• _Required task_
Where the data below has the string "with", return the whole line.

• _Record list_

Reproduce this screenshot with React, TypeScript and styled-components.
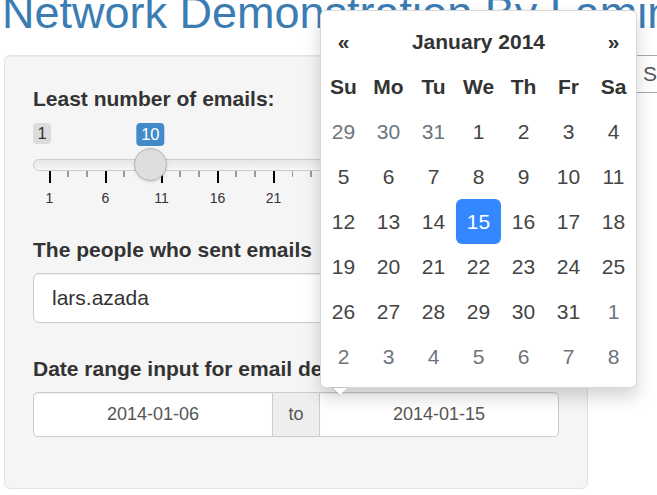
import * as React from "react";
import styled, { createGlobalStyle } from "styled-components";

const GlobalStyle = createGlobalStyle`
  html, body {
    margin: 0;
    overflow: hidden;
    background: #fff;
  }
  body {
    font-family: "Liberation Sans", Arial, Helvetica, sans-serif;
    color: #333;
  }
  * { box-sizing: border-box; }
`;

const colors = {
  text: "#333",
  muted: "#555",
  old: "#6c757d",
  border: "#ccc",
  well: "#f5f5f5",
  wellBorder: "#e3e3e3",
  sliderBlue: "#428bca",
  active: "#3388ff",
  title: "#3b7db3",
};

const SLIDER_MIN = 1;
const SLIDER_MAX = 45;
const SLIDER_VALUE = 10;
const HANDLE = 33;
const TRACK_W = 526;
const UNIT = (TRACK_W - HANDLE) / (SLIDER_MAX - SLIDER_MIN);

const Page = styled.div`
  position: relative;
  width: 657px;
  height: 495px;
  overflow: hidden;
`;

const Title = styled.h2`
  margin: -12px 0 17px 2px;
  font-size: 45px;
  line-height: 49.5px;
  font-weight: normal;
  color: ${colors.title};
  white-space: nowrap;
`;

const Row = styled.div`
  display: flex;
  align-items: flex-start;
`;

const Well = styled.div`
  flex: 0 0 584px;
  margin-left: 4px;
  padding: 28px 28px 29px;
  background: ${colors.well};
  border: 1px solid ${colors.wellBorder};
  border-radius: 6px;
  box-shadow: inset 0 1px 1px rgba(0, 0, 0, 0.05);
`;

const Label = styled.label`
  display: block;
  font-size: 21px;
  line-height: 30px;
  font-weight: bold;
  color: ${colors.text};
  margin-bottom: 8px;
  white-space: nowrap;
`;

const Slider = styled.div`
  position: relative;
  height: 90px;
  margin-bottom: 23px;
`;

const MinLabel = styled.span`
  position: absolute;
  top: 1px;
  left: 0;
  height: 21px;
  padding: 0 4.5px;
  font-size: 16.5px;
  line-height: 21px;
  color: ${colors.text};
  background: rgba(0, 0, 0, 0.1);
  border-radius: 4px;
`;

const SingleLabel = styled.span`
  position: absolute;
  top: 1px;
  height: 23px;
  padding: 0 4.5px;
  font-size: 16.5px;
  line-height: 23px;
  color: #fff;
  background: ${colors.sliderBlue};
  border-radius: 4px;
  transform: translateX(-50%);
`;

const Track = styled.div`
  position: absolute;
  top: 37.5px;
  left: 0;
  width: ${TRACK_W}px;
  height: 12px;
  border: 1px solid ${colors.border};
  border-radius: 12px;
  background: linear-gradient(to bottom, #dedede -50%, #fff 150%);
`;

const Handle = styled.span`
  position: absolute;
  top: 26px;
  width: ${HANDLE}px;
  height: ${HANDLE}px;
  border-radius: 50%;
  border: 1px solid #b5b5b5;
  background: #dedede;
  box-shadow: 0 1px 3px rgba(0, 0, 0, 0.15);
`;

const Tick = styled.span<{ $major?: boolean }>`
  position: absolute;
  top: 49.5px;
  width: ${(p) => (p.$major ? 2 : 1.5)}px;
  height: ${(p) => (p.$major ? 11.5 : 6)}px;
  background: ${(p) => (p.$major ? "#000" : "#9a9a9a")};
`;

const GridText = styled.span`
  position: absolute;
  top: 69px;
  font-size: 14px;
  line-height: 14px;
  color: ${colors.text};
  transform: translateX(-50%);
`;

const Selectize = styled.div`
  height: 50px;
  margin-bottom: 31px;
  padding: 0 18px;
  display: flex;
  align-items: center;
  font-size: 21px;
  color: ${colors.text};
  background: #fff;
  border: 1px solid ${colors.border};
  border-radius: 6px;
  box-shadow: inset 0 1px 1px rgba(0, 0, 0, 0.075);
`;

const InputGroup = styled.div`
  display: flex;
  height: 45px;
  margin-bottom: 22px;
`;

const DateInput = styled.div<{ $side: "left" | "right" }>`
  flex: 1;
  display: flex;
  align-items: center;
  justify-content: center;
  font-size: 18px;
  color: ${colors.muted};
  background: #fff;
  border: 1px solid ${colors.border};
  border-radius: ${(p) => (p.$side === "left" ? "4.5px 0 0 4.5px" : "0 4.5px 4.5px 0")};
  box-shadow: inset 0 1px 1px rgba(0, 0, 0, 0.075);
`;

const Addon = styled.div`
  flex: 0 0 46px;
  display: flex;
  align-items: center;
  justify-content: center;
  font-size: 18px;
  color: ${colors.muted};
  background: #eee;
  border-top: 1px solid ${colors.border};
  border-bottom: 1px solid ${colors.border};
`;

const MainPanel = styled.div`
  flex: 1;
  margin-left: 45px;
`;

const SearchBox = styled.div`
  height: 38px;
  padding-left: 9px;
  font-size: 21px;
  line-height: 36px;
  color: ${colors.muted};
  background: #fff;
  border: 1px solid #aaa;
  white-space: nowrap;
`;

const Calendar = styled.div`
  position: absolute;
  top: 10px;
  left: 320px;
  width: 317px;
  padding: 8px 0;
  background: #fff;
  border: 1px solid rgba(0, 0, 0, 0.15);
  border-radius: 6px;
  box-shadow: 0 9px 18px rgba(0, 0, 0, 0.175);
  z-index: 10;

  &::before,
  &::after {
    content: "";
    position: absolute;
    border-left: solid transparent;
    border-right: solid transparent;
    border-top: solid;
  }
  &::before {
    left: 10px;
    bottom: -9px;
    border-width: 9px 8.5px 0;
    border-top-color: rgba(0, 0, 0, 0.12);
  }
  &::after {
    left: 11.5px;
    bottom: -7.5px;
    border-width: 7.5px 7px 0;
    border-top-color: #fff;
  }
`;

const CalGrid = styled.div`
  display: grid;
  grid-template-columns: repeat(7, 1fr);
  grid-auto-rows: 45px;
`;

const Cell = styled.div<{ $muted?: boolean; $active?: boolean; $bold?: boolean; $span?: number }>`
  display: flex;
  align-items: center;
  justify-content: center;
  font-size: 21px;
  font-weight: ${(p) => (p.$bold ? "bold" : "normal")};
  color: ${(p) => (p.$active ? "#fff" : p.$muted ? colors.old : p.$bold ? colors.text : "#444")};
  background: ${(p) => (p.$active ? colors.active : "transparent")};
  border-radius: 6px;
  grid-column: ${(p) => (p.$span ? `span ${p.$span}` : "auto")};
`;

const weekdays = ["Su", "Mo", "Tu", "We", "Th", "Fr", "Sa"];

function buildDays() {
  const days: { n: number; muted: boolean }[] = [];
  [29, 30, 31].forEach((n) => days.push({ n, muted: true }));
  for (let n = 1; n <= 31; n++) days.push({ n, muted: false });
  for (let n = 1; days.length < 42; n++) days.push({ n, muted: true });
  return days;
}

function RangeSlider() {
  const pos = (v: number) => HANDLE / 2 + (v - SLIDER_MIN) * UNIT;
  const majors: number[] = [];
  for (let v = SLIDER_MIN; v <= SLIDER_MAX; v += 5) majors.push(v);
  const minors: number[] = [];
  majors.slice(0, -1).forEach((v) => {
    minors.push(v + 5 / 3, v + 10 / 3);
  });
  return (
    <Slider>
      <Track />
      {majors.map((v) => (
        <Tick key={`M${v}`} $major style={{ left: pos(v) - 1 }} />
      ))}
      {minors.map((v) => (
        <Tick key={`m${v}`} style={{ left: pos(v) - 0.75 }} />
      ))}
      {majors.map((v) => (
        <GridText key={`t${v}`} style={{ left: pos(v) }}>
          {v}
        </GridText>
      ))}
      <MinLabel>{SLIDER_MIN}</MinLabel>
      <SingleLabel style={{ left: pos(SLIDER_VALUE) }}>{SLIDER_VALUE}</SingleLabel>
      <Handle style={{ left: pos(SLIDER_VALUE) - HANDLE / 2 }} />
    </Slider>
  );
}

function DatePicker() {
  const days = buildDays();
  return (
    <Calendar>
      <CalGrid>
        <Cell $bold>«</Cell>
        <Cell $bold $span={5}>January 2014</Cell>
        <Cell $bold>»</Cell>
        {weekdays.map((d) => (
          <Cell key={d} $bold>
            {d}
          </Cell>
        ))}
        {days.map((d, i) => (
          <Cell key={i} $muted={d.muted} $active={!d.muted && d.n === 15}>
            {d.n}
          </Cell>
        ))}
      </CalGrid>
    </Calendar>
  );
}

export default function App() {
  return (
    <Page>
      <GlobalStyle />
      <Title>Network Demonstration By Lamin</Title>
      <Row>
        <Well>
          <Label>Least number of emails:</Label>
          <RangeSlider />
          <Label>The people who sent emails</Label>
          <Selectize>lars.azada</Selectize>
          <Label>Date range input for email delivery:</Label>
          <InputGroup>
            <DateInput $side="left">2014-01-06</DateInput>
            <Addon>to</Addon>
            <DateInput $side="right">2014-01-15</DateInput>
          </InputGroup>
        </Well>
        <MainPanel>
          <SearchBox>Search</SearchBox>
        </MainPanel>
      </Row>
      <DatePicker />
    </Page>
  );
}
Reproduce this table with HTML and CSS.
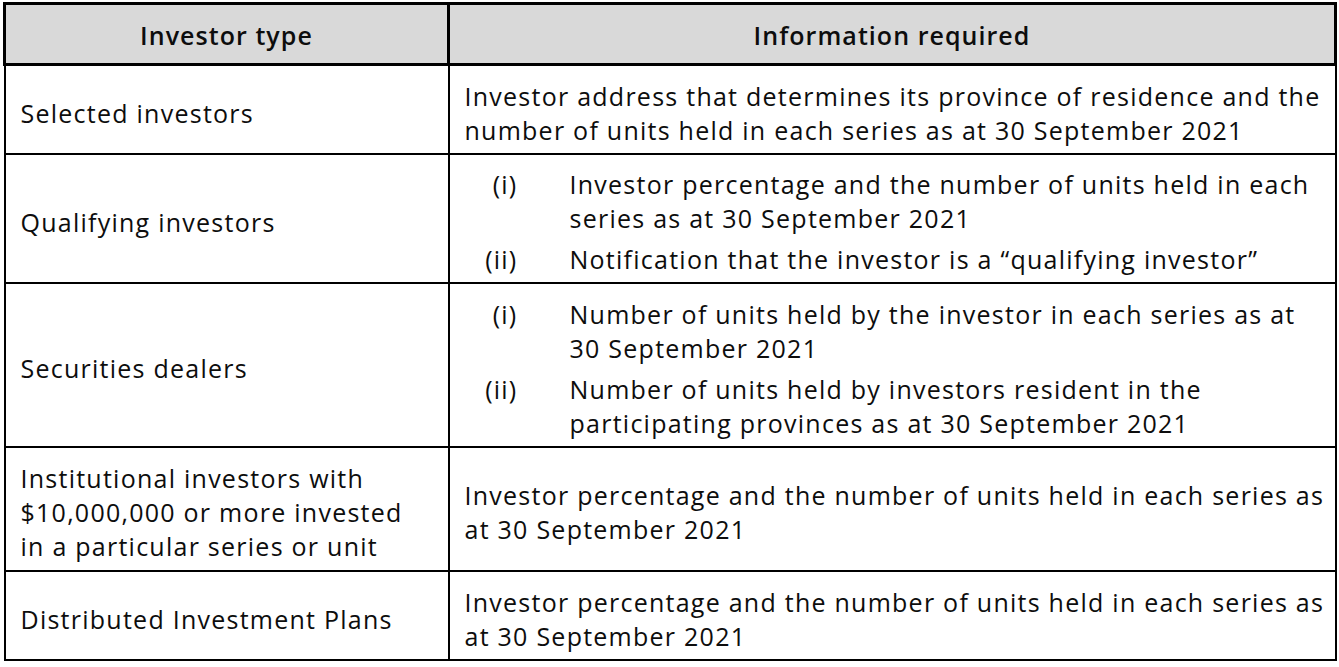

• _Answer to this exercise_
Reproduce this screenshot with React, TypeScript and styled-components.
Reproduce this table with HTML and CSS.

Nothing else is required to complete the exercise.